Provide only the number of lines where "code" occurs.

-- START Given data --

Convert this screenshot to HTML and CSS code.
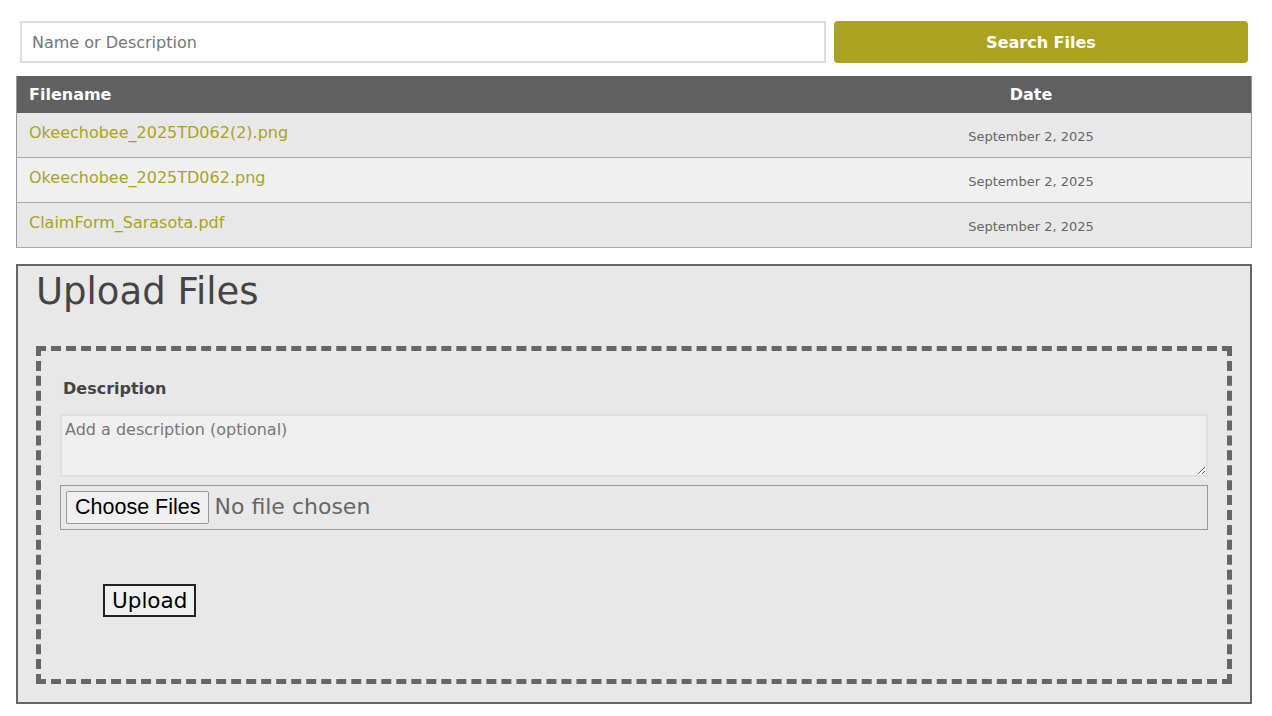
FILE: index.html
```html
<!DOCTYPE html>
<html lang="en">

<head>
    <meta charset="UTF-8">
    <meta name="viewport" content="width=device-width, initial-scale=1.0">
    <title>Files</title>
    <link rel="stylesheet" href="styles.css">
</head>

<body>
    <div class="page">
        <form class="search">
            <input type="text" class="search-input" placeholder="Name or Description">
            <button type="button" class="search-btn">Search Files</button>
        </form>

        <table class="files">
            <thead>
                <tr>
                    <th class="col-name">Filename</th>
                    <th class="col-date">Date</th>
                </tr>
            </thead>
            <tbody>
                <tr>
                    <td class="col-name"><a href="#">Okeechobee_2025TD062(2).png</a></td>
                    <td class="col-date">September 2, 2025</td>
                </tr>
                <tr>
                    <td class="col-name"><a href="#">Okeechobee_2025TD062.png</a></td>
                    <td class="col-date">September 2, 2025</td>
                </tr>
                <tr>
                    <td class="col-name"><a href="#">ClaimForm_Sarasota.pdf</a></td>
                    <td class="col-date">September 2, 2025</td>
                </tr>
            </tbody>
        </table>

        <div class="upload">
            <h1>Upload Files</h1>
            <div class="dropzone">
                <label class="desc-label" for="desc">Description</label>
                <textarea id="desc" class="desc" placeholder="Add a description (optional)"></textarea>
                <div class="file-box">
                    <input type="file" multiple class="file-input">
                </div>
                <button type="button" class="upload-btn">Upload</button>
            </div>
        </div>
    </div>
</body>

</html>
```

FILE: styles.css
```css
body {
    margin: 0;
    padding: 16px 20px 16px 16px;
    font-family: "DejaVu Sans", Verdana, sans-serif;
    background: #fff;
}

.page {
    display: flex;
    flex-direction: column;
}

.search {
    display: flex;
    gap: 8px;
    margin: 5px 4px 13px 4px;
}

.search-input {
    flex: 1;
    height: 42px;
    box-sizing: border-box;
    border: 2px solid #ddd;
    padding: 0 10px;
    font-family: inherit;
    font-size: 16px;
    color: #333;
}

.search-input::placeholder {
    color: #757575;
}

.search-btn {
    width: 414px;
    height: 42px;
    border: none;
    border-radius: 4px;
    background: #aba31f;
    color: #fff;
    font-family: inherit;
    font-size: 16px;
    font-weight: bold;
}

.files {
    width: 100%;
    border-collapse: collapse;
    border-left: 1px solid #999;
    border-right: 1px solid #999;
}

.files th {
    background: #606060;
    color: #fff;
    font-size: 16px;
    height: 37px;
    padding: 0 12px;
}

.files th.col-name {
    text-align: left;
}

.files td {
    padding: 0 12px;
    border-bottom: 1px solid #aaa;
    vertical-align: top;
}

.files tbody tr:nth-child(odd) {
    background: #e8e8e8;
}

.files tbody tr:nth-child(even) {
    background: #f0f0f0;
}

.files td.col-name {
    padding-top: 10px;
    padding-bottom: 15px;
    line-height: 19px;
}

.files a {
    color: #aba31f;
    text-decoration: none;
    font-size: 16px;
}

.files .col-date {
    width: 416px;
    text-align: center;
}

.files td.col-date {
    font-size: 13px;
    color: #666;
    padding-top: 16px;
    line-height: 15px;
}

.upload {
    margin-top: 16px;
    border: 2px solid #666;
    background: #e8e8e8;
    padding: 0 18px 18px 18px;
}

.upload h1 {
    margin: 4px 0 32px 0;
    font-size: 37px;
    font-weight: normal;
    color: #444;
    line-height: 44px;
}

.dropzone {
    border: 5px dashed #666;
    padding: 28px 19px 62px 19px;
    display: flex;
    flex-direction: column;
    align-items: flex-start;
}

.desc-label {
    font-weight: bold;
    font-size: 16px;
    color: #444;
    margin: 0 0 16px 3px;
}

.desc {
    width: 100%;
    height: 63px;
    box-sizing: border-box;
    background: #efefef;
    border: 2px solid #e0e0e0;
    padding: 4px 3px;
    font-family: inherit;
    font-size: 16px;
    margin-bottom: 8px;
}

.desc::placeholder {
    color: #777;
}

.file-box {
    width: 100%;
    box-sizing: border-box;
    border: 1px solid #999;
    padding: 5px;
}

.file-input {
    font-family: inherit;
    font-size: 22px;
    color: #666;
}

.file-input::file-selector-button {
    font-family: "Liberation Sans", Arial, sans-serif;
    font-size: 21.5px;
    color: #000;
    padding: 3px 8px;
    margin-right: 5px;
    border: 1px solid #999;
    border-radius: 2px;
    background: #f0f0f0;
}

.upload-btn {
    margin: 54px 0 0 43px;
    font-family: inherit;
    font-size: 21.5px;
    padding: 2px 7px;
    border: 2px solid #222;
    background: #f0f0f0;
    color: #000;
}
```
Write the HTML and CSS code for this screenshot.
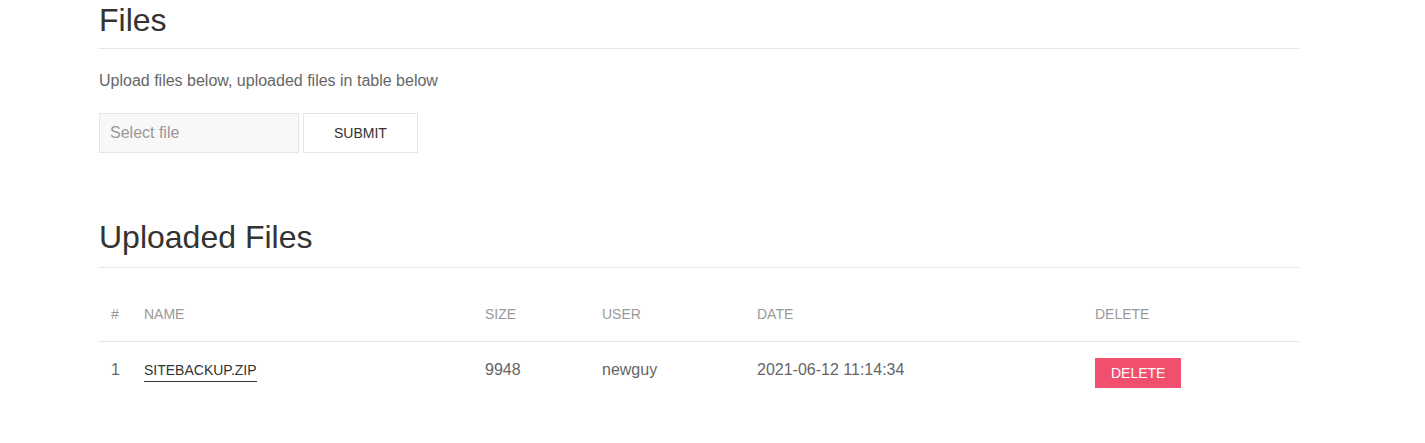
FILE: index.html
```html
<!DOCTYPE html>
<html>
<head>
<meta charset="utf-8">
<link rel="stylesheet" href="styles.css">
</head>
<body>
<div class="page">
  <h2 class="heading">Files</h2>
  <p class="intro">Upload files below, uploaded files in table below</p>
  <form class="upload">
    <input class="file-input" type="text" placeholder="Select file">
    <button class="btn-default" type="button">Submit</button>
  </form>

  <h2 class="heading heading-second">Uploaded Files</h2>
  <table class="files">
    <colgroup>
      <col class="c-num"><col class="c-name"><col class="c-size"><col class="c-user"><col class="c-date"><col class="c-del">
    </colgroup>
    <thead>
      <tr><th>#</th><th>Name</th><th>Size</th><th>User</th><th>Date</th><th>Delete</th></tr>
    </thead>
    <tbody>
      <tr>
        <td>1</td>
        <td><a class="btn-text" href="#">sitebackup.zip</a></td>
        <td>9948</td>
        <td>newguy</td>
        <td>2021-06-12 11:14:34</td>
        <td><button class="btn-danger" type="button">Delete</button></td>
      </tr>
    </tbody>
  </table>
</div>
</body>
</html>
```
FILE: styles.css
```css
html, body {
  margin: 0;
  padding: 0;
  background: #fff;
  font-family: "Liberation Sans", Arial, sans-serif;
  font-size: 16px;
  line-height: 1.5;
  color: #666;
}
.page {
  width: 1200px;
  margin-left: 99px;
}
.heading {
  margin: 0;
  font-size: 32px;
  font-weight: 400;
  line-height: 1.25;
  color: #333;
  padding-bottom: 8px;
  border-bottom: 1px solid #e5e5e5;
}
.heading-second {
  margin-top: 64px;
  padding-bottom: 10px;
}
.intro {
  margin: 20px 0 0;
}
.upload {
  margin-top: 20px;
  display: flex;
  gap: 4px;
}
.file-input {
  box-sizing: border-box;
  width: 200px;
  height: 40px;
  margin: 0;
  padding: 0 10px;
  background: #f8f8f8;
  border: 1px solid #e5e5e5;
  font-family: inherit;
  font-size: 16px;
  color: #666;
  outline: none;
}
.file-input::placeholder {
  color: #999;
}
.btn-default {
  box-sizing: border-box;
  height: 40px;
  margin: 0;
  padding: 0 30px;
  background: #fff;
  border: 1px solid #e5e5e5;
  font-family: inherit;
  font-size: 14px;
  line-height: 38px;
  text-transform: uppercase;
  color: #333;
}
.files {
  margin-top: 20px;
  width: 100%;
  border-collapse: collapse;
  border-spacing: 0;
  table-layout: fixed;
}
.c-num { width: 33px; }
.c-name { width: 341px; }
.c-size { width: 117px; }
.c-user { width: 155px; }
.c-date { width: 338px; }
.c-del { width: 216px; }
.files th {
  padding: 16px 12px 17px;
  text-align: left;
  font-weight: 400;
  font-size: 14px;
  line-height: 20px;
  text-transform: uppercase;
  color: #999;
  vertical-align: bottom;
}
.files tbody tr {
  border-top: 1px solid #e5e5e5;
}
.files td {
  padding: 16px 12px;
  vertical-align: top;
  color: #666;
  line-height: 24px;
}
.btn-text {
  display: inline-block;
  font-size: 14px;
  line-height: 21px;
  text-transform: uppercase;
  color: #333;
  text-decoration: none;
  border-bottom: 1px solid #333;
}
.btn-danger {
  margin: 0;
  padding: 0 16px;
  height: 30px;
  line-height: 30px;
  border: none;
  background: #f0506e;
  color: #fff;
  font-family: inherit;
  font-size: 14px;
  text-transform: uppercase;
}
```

-- END Given data --

> **Written solution**: 2